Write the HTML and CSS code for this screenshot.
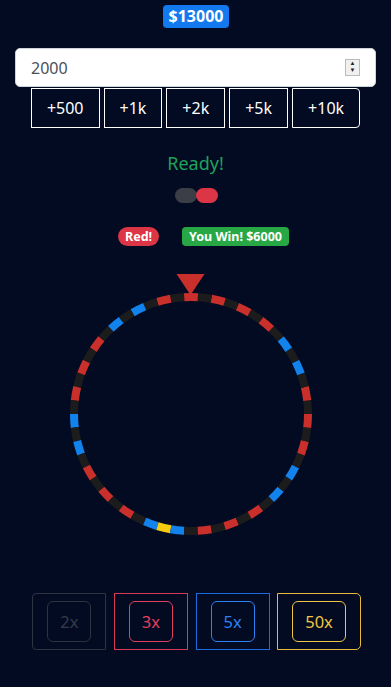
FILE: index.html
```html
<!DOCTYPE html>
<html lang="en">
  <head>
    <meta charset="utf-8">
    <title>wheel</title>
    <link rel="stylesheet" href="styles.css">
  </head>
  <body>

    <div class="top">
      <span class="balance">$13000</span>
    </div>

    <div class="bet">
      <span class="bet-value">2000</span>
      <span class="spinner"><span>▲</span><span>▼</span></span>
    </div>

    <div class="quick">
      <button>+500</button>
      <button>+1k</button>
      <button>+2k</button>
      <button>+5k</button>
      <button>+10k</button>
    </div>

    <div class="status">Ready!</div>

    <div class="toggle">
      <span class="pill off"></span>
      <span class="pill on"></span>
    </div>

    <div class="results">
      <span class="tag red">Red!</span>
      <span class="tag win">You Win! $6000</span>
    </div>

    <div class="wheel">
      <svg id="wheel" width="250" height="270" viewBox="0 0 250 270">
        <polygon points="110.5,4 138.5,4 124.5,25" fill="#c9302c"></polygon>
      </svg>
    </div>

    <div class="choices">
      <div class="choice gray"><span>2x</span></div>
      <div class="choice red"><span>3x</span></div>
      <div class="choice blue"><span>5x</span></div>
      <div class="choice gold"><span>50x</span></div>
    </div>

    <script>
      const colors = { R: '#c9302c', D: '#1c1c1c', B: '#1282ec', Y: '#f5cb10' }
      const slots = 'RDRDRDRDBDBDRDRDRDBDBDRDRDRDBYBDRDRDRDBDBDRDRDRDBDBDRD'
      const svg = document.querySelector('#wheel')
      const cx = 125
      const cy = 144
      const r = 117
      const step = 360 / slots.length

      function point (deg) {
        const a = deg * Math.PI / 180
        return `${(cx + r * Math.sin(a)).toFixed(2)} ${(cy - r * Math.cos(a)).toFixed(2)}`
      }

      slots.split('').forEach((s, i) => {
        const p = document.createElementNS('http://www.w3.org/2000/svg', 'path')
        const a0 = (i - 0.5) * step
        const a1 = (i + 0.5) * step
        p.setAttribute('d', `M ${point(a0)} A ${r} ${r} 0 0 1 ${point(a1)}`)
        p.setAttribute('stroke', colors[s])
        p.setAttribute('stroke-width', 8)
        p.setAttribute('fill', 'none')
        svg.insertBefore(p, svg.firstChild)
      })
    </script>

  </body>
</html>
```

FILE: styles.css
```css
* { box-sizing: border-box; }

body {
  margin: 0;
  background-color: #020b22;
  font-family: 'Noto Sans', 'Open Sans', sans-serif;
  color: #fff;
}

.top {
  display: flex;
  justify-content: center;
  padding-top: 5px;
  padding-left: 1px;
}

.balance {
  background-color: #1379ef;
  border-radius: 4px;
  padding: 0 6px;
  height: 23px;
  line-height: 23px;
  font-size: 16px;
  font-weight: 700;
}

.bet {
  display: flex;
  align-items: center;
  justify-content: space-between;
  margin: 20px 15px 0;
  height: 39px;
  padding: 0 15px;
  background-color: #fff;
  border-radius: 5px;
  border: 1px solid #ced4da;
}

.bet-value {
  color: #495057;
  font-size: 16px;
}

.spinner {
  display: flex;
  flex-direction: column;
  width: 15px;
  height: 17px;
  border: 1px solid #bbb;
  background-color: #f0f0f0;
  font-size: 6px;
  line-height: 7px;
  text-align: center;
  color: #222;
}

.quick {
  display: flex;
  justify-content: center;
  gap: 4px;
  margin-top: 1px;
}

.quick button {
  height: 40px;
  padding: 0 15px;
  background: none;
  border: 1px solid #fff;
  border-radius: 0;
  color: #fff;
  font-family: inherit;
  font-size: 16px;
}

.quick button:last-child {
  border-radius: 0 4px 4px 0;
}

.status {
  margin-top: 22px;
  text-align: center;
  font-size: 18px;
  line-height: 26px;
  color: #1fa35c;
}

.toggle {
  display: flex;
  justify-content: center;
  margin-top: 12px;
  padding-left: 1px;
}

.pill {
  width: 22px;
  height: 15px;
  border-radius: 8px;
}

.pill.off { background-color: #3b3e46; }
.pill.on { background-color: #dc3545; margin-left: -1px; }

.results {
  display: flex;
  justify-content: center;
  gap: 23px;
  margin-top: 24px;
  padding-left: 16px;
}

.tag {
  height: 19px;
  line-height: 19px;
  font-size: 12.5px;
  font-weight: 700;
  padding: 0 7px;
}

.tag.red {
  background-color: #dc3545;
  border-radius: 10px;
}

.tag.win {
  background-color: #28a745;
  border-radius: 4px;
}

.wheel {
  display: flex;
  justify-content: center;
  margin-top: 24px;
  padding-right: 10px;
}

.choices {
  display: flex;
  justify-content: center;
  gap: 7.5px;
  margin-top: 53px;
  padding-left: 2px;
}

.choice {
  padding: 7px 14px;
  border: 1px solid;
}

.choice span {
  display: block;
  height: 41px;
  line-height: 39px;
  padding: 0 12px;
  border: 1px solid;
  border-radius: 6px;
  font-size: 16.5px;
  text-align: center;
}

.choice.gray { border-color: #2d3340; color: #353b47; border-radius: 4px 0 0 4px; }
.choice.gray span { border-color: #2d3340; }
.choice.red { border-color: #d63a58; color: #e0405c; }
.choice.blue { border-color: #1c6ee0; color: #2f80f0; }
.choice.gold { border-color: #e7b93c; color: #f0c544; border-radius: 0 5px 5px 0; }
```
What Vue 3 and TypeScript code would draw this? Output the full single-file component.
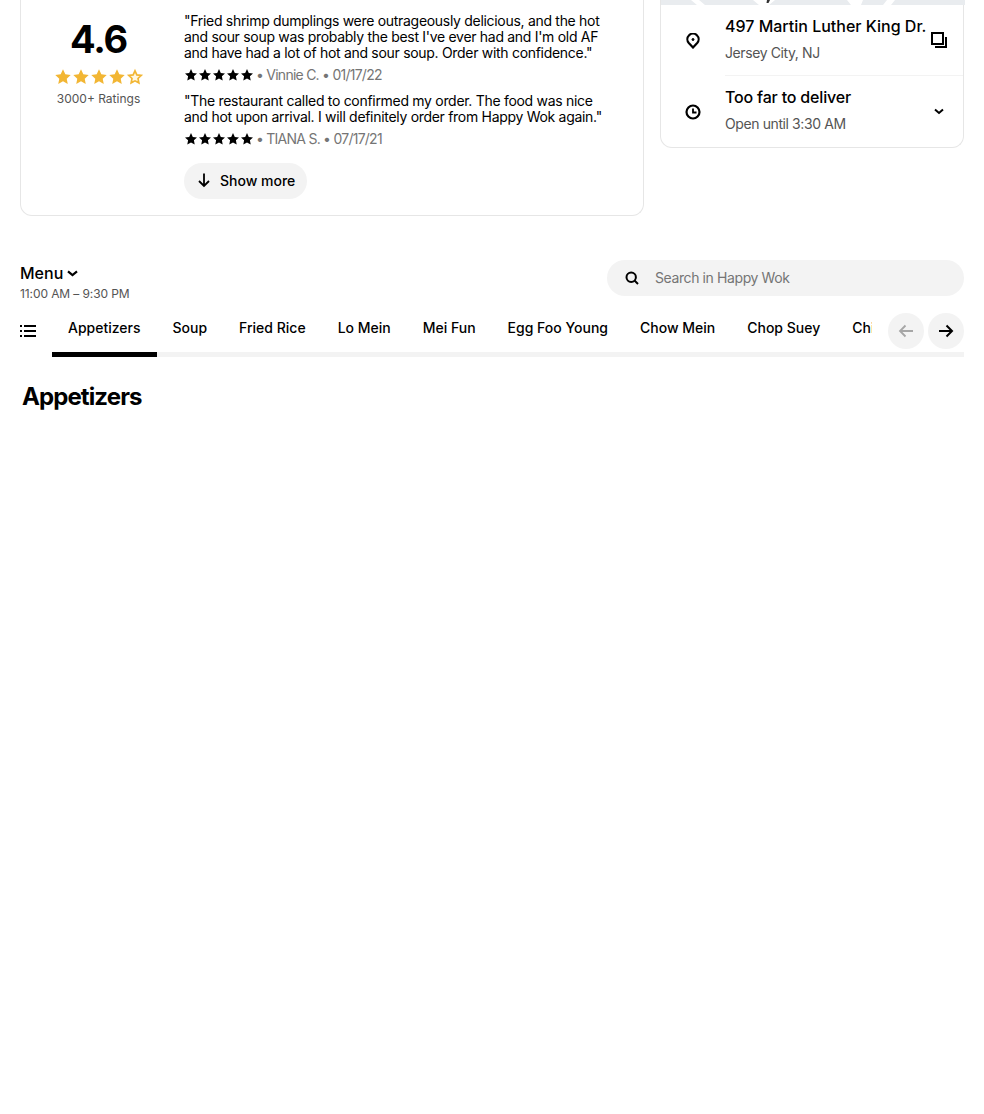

▶ _Goal_: Reproduce the material in full, word for word, and omit the pictures.

▶ _Final answer_:
Write the HTML and CSS code for this screenshot.
FILE: index.html
```html
<!DOCTYPE html>
<html lang="en">
  <head>
    <meta charset="utf-8">
    <title>wheel</title>
    <link rel="stylesheet" href="styles.css">
  </head>
  <body>

    <div class="top">
      <span class="balance">$13000</span>
    </div>

    <div class="bet">
      <span class="bet-value">2000</span>
      <span class="spinner"><span>▲</span><span>▼</span></span>
    </div>

    <div class="quick">
      <button>+500</button>
      <button>+1k</button>
      <button>+2k</button>
      <button>+5k</button>
      <button>+10k</button>
    </div>

    <div class="status">Ready!</div>

    <div class="toggle">
      <span class="pill off"></span>
      <span class="pill on"></span>
    </div>

    <div class="results">
      <span class="tag red">Red!</span>
      <span class="tag win">You Win! $6000</span>
    </div>

    <div class="wheel">
      <svg id="wheel" width="250" height="270" viewBox="0 0 250 270">
        <polygon points="110.5,4 138.5,4 124.5,25" fill="#c9302c"></polygon>
      </svg>
    </div>

    <div class="choices">
      <div class="choice gray"><span>2x</span></div>
      <div class="choice red"><span>3x</span></div>
      <div class="choice blue"><span>5x</span></div>
      <div class="choice gold"><span>50x</span></div>
    </div>

    <script>
      const colors = { R: '#c9302c', D: '#1c1c1c', B: '#1282ec', Y: '#f5cb10' }
      const slots = 'RDRDRDRDBDBDRDRDRDBDBDRDRDRDBYBDRDRDRDBDBDRDRDRDBDBDRD'
      const svg = document.querySelector('#wheel')
      const cx = 125
      const cy = 144
      const r = 117
      const step = 360 / slots.length

      function point (deg) {
        const a = deg * Math.PI / 180
        return `${(cx + r * Math.sin(a)).toFixed(2)} ${(cy - r * Math.cos(a)).toFixed(2)}`
      }

      slots.split('').forEach((s, i) => {
        const p = document.createElementNS('http://www.w3.org/2000/svg', 'path')
        const a0 = (i - 0.5) * step
        const a1 = (i + 0.5) * step
        p.setAttribute('d', `M ${point(a0)} A ${r} ${r} 0 0 1 ${point(a1)}`)
        p.setAttribute('stroke', colors[s])
        p.setAttribute('stroke-width', 8)
        p.setAttribute('fill', 'none')
        svg.insertBefore(p, svg.firstChild)
      })
    </script>

  </body>
</html>
```

FILE: styles.css
```css
* { box-sizing: border-box; }

body {
  margin: 0;
  background-color: #020b22;
  font-family: 'Noto Sans', 'Open Sans', sans-serif;
  color: #fff;
}

.top {
  display: flex;
  justify-content: center;
  padding-top: 5px;
  padding-left: 1px;
}

.balance {
  background-color: #1379ef;
  border-radius: 4px;
  padding: 0 6px;
  height: 23px;
  line-height: 23px;
  font-size: 16px;
  font-weight: 700;
}

.bet {
  display: flex;
  align-items: center;
  justify-content: space-between;
  margin: 20px 15px 0;
  height: 39px;
  padding: 0 15px;
  background-color: #fff;
  border-radius: 5px;
  border: 1px solid #ced4da;
}

.bet-value {
  color: #495057;
  font-size: 16px;
}

.spinner {
  display: flex;
  flex-direction: column;
  width: 15px;
  height: 17px;
  border: 1px solid #bbb;
  background-color: #f0f0f0;
  font-size: 6px;
  line-height: 7px;
  text-align: center;
  color: #222;
}

.quick {
  display: flex;
  justify-content: center;
  gap: 4px;
  margin-top: 1px;
}

.quick button {
  height: 40px;
  padding: 0 15px;
  background: none;
  border: 1px solid #fff;
  border-radius: 0;
  color: #fff;
  font-family: inherit;
  font-size: 16px;
}

.quick button:last-child {
  border-radius: 0 4px 4px 0;
}

.status {
  margin-top: 22px;
  text-align: center;
  font-size: 18px;
  line-height: 26px;
  color: #1fa35c;
}

.toggle {
  display: flex;
  justify-content: center;
  margin-top: 12px;
  padding-left: 1px;
}

.pill {
  width: 22px;
  height: 15px;
  border-radius: 8px;
}

.pill.off { background-color: #3b3e46; }
.pill.on { background-color: #dc3545; margin-left: -1px; }

.results {
  display: flex;
  justify-content: center;
  gap: 23px;
  margin-top: 24px;
  padding-left: 16px;
}

.tag {
  height: 19px;
  line-height: 19px;
  font-size: 12.5px;
  font-weight: 700;
  padding: 0 7px;
}

.tag.red {
  background-color: #dc3545;
  border-radius: 10px;
}

.tag.win {
  background-color: #28a745;
  border-radius: 4px;
}

.wheel {
  display: flex;
  justify-content: center;
  margin-top: 24px;
  padding-right: 10px;
}

.choices {
  display: flex;
  justify-content: center;
  gap: 7.5px;
  margin-top: 53px;
  padding-left: 2px;
}

.choice {
  padding: 7px 14px;
  border: 1px solid;
}

.choice span {
  display: block;
  height: 41px;
  line-height: 39px;
  padding: 0 12px;
  border: 1px solid;
  border-radius: 6px;
  font-size: 16.5px;
  text-align: center;
}

.choice.gray { border-color: #2d3340; color: #353b47; border-radius: 4px 0 0 4px; }
.choice.gray span { border-color: #2d3340; }
.choice.red { border-color: #d63a58; color: #e0405c; }
.choice.blue { border-color: #1c6ee0; color: #2f80f0; }
.choice.gold { border-color: #e7b93c; color: #f0c544; border-radius: 0 5px 5px 0; }
```
What Vue 3 and TypeScript code would draw this? Output the full single-file component.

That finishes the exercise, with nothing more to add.